--- begin Recorded data ---

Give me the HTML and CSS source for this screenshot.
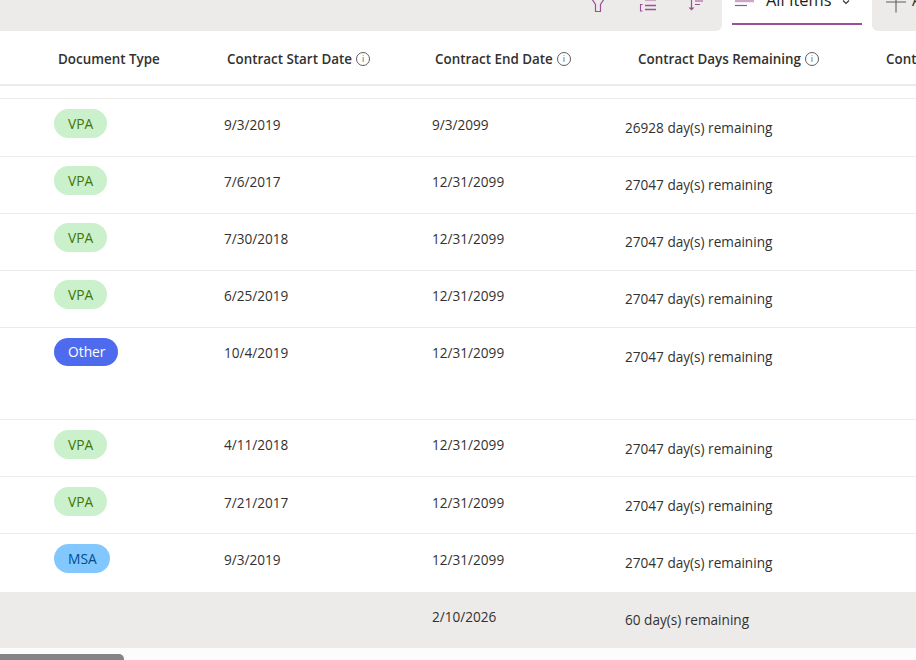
FILE: index.html
```html
<!DOCTYPE html>
<html lang="en">
<head>
<meta charset="utf-8">
<title>Contracts</title>
<link rel="stylesheet" href="styles.css">
</head>
<body>
<div class="toolbar">
  <div class="tools">
    <svg class="tool t-filter" viewBox="0 0 12 12" width="12" height="12"><path d="M-2-4H14L8.500 4.500V11.500H3.500V4.500z" fill="none" stroke="#9b4f96" stroke-width="1.2"/></svg>
    <svg class="tool t-list" viewBox="0 0 18 12" width="18" height="12"><path d="M6 0.500H17" fill="none" stroke="#c9a5c6" stroke-width="1.2"/><path d="M6 5.500H17M6 9.500H17" fill="none" stroke="#9b4f96" stroke-width="1.3"/><path d="M3.500 4.500H1.500V11H3.500" fill="none" stroke="#9b4f96" stroke-width="1.1"/></svg>
    <svg class="tool t-sort" viewBox="0 0 16 12" width="16" height="12"><path d="M3.500-2V9" fill="none" stroke="#9b4f96" stroke-width="1.2"/><path d="M0.500 7.500L3.500 10.500L6.500 7.500z" fill="#9b4f96"/><path d="M7 1H15M7 4.500H12" fill="none" stroke="#9b4f96" stroke-width="1.2"/></svg>
  </div>
  <div class="view-tab">
    <div class="view-inner">
      <svg class="view-icon" viewBox="0 0 20 7" width="20" height="7"><path d="M0 1H19" fill="none" stroke="#c9a5c6" stroke-width="2.500"/><path d="M0 5.500H12" fill="none" stroke="#9b4f96" stroke-width="1.2"/></svg>
      <span class="view-name">All Items</span>
      <svg class="chev" viewBox="0 0 8 5" width="8" height="5"><path d="M1 0.500L4 3.500L7 0.500" fill="none" stroke="#323130" stroke-width="1.1"/></svg>
    </div>
  </div>
  <div class="add-tab">
    <svg class="plus" viewBox="0 0 20 14" width="20" height="14"><path d="M10 0V12.500M0 2H20" fill="none" stroke="#605e5c" stroke-width="1.1"/></svg>
    <span class="add-name">Add view</span>
  </div>
</div>

<div class="head">
  <div class="hcell h-doc">Document Type</div>
  <div class="hcell">Contract Start Date <i class="info">i</i></div>
  <div class="hcell">Contract End Date <i class="info">i</i></div>
  <div class="hcell">Contract Days Remaining <i class="info">i</i></div>
  <div class="hcell">Contract</div>
</div>
<div class="spacer"></div>

<div class="row r58 first"><div class="doc"><span class="pill vpa">VPA</span></div><div class="c-date">9/3/2019</div><div class="c-date">9/3/2099</div><div class="c-days">26928 day(s) remaining</div></div>
<div class="row up"><div class="doc"><span class="pill vpa">VPA</span></div><div class="c-date">7/6/2017</div><div class="c-date">12/31/2099</div><div class="c-days">27047 day(s) remaining</div></div>
<div class="row up"><div class="doc"><span class="pill vpa">VPA</span></div><div class="c-date">7/30/2018</div><div class="c-date">12/31/2099</div><div class="c-days">27047 day(s) remaining</div></div>
<div class="row up"><div class="doc"><span class="pill vpa">VPA</span></div><div class="c-date">6/25/2019</div><div class="c-date">12/31/2099</div><div class="c-days">27047 day(s) remaining</div></div>
<div class="row tall dates-up"><div class="doc"><span class="pill other">Other</span></div><div class="c-date">10/4/2019</div><div class="c-date">12/31/2099</div><div class="c-days">27047 day(s) remaining</div></div>
<div class="row dates-up"><div class="doc"><span class="pill vpa">VPA</span></div><div class="c-date">4/11/2018</div><div class="c-date">12/31/2099</div><div class="c-days">27047 day(s) remaining</div></div>
<div class="row"><div class="doc"><span class="pill vpa">VPA</span></div><div class="c-date">7/21/2017</div><div class="c-date">12/31/2099</div><div class="c-days">27047 day(s) remaining</div></div>
<div class="row r59"><div class="doc"><span class="pill msa">MSA</span></div><div class="c-date">9/3/2019</div><div class="c-date">12/31/2099</div><div class="c-days">27047 day(s) remaining</div></div>
<div class="total"><div></div><div></div><div class="c-date">2/10/2026</div><div class="c-days">60 day(s) remaining</div></div>
<div class="scrollbar"><div class="thumb"></div></div>
</body>
</html>
```
FILE: styles.css
```css
* { box-sizing: border-box; }
html, body { margin: 0; height: 660px; overflow: hidden; }
body { background: #fff; color: #323130; font-family: "Open Sans", "Noto Sans", sans-serif; font-size: 13.6px; }

.toolbar { height: 31px; display: flex; overflow: hidden; }
.tools { width: 722px; height: 31px; background: #edebe9; border-radius: 0 0 6px 0; display: flex; justify-content: flex-end; align-items: flex-start; padding-right: 18px; }
.tool { display: block; overflow: visible; }
.t-list { margin-left: 35px; }
.t-sort { margin-left: 31px; }
.view-tab { width: 150px; height: 31px; padding: 0 10px; }
.view-inner { height: 25px; border-bottom: 2px solid #9b4f96; position: relative; }
.view-icon { position: absolute; left: 3px; top: 0; }
.view-name { position: absolute; left: 34px; top: -12px; font-size: 16.4px; line-height: 24px; color: #201f1e; white-space: nowrap; }
.chev { position: absolute; left: 110px; top: 0; }
.add-tab { flex: 1; height: 31px; background: #edebe9; border-radius: 0 0 0 6px; display: flex; align-items: flex-start; padding-left: 14px; overflow: hidden; white-space: nowrap; }
.plus { display: block; flex: none; }
.add-name { margin-left: 6px; margin-top: -12px; font-size: 16.4px; line-height: 24px; color: #323130; }

.head { height: 55px; display: grid; grid-template-columns: 227px 208px 203px 248px 1fr; align-items: center; border-bottom: 2px solid #edebe9; white-space: nowrap; }
.hcell { font-size: 13.4px; font-weight: 600; line-height: 20px; padding-top: 2px; display: flex; align-items: center; gap: 4px; overflow: hidden; }
.h-doc { padding-left: 58px; }
.info { display: inline-flex; flex: none; width: 14px; height: 14px; border: 1px solid #605e5c; border-radius: 50%; align-items: center; justify-content: center; font-style: normal; font-weight: 400; font-size: 9px; line-height: 1; color: #605e5c; }
.spacer { height: 12px; }

.row, .total { display: grid; grid-template-columns: 224px 208px 193px 1fr; line-height: 20px; }
.row { height: 57px; border-top: 1px solid #edebe9; }
.r58 { height: 58px; }
.r59 { height: 59px; }
.tall { height: 92px; }
.doc { padding: 10px 0 0 54px; }
.pill { display: block; width: fit-content; height: 29px; line-height: 30px; border-radius: 15px; padding: 0 13.500px 0 14px; font-size: 13.800px; }
.vpa { background: #caf0cc; color: #437406; }
.other { background: #4f6bed; color: #fff; height: 28px; line-height: 28px; padding: 0 12px 0 14px; }
.msa { background: #83c7ff; color: #004e8c; }
.c-date { padding-top: 16px; }
.c-days { padding-top: 19px; }
.up .doc { padding-top: 9px; }
.up .c-date, .dates-up .c-date { padding-top: 15px; }
.up .c-days { padding-top: 18px; }

.total { height: 56px; background: #edebe9; }
.total .c-date { padding-top: 15px; }
.total .c-days { padding-top: 18px; }
.scrollbar { height: 12px; padding-top: 6px; background: #fcfcfc; }
.thumb { width: 124px; height: 6px; background: #858585; border-radius: 0 5px 0 0; }
```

--- end Recorded data ---

Quote the preceding listing precisely and completely, omitting its images.

Give me the HTML and CSS source for this screenshot.
FILE: index.html
```html
<!DOCTYPE html>
<html lang="en">
<head>
<meta charset="utf-8">
<title>Contracts</title>
<link rel="stylesheet" href="styles.css">
</head>
<body>
<div class="toolbar">
  <div class="tools">
    <svg class="tool t-filter" viewBox="0 0 12 12" width="12" height="12"><path d="M-2-4H14L8.500 4.500V11.500H3.500V4.500z" fill="none" stroke="#9b4f96" stroke-width="1.2"/></svg>
    <svg class="tool t-list" viewBox="0 0 18 12" width="18" height="12"><path d="M6 0.500H17" fill="none" stroke="#c9a5c6" stroke-width="1.2"/><path d="M6 5.500H17M6 9.500H17" fill="none" stroke="#9b4f96" stroke-width="1.3"/><path d="M3.500 4.500H1.500V11H3.500" fill="none" stroke="#9b4f96" stroke-width="1.1"/></svg>
    <svg class="tool t-sort" viewBox="0 0 16 12" width="16" height="12"><path d="M3.500-2V9" fill="none" stroke="#9b4f96" stroke-width="1.2"/><path d="M0.500 7.500L3.500 10.500L6.500 7.500z" fill="#9b4f96"/><path d="M7 1H15M7 4.500H12" fill="none" stroke="#9b4f96" stroke-width="1.2"/></svg>
  </div>
  <div class="view-tab">
    <div class="view-inner">
      <svg class="view-icon" viewBox="0 0 20 7" width="20" height="7"><path d="M0 1H19" fill="none" stroke="#c9a5c6" stroke-width="2.500"/><path d="M0 5.500H12" fill="none" stroke="#9b4f96" stroke-width="1.2"/></svg>
      <span class="view-name">All Items</span>
      <svg class="chev" viewBox="0 0 8 5" width="8" height="5"><path d="M1 0.500L4 3.500L7 0.500" fill="none" stroke="#323130" stroke-width="1.1"/></svg>
    </div>
  </div>
  <div class="add-tab">
    <svg class="plus" viewBox="0 0 20 14" width="20" height="14"><path d="M10 0V12.500M0 2H20" fill="none" stroke="#605e5c" stroke-width="1.1"/></svg>
    <span class="add-name">Add view</span>
  </div>
</div>

<div class="head">
  <div class="hcell h-doc">Document Type</div>
  <div class="hcell">Contract Start Date <i class="info">i</i></div>
  <div class="hcell">Contract End Date <i class="info">i</i></div>
  <div class="hcell">Contract Days Remaining <i class="info">i</i></div>
  <div class="hcell">Contract</div>
</div>
<div class="spacer"></div>

<div class="row r58 first"><div class="doc"><span class="pill vpa">VPA</span></div><div class="c-date">9/3/2019</div><div class="c-date">9/3/2099</div><div class="c-days">26928 day(s) remaining</div></div>
<div class="row up"><div class="doc"><span class="pill vpa">VPA</span></div><div class="c-date">7/6/2017</div><div class="c-date">12/31/2099</div><div class="c-days">27047 day(s) remaining</div></div>
<div class="row up"><div class="doc"><span class="pill vpa">VPA</span></div><div class="c-date">7/30/2018</div><div class="c-date">12/31/2099</div><div class="c-days">27047 day(s) remaining</div></div>
<div class="row up"><div class="doc"><span class="pill vpa">VPA</span></div><div class="c-date">6/25/2019</div><div class="c-date">12/31/2099</div><div class="c-days">27047 day(s) remaining</div></div>
<div class="row tall dates-up"><div class="doc"><span class="pill other">Other</span></div><div class="c-date">10/4/2019</div><div class="c-date">12/31/2099</div><div class="c-days">27047 day(s) remaining</div></div>
<div class="row dates-up"><div class="doc"><span class="pill vpa">VPA</span></div><div class="c-date">4/11/2018</div><div class="c-date">12/31/2099</div><div class="c-days">27047 day(s) remaining</div></div>
<div class="row"><div class="doc"><span class="pill vpa">VPA</span></div><div class="c-date">7/21/2017</div><div class="c-date">12/31/2099</div><div class="c-days">27047 day(s) remaining</div></div>
<div class="row r59"><div class="doc"><span class="pill msa">MSA</span></div><div class="c-date">9/3/2019</div><div class="c-date">12/31/2099</div><div class="c-days">27047 day(s) remaining</div></div>
<div class="total"><div></div><div></div><div class="c-date">2/10/2026</div><div class="c-days">60 day(s) remaining</div></div>
<div class="scrollbar"><div class="thumb"></div></div>
</body>
</html>
```
FILE: styles.css
```css
* { box-sizing: border-box; }
html, body { margin: 0; height: 660px; overflow: hidden; }
body { background: #fff; color: #323130; font-family: "Open Sans", "Noto Sans", sans-serif; font-size: 13.6px; }

.toolbar { height: 31px; display: flex; overflow: hidden; }
.tools { width: 722px; height: 31px; background: #edebe9; border-radius: 0 0 6px 0; display: flex; justify-content: flex-end; align-items: flex-start; padding-right: 18px; }
.tool { display: block; overflow: visible; }
.t-list { margin-left: 35px; }
.t-sort { margin-left: 31px; }
.view-tab { width: 150px; height: 31px; padding: 0 10px; }
.view-inner { height: 25px; border-bottom: 2px solid #9b4f96; position: relative; }
.view-icon { position: absolute; left: 3px; top: 0; }
.view-name { position: absolute; left: 34px; top: -12px; font-size: 16.4px; line-height: 24px; color: #201f1e; white-space: nowrap; }
.chev { position: absolute; left: 110px; top: 0; }
.add-tab { flex: 1; height: 31px; background: #edebe9; border-radius: 0 0 0 6px; display: flex; align-items: flex-start; padding-left: 14px; overflow: hidden; white-space: nowrap; }
.plus { display: block; flex: none; }
.add-name { margin-left: 6px; margin-top: -12px; font-size: 16.4px; line-height: 24px; color: #323130; }

.head { height: 55px; display: grid; grid-template-columns: 227px 208px 203px 248px 1fr; align-items: center; border-bottom: 2px solid #edebe9; white-space: nowrap; }
.hcell { font-size: 13.4px; font-weight: 600; line-height: 20px; padding-top: 2px; display: flex; align-items: center; gap: 4px; overflow: hidden; }
.h-doc { padding-left: 58px; }
.info { display: inline-flex; flex: none; width: 14px; height: 14px; border: 1px solid #605e5c; border-radius: 50%; align-items: center; justify-content: center; font-style: normal; font-weight: 400; font-size: 9px; line-height: 1; color: #605e5c; }
.spacer { height: 12px; }

.row, .total { display: grid; grid-template-columns: 224px 208px 193px 1fr; line-height: 20px; }
.row { height: 57px; border-top: 1px solid #edebe9; }
.r58 { height: 58px; }
.r59 { height: 59px; }
.tall { height: 92px; }
.doc { padding: 10px 0 0 54px; }
.pill { display: block; width: fit-content; height: 29px; line-height: 30px; border-radius: 15px; padding: 0 13.500px 0 14px; font-size: 13.800px; }
.vpa { background: #caf0cc; color: #437406; }
.other { background: #4f6bed; color: #fff; height: 28px; line-height: 28px; padding: 0 12px 0 14px; }
.msa { background: #83c7ff; color: #004e8c; }
.c-date { padding-top: 16px; }
.c-days { padding-top: 19px; }
.up .doc { padding-top: 9px; }
.up .c-date, .dates-up .c-date { padding-top: 15px; }
.up .c-days { padding-top: 18px; }

.total { height: 56px; background: #edebe9; }
.total .c-date { padding-top: 15px; }
.total .c-days { padding-top: 18px; }
.scrollbar { height: 12px; padding-top: 6px; background: #fcfcfc; }
.thumb { width: 124px; height: 6px; background: #858585; border-radius: 0 5px 0 0; }
```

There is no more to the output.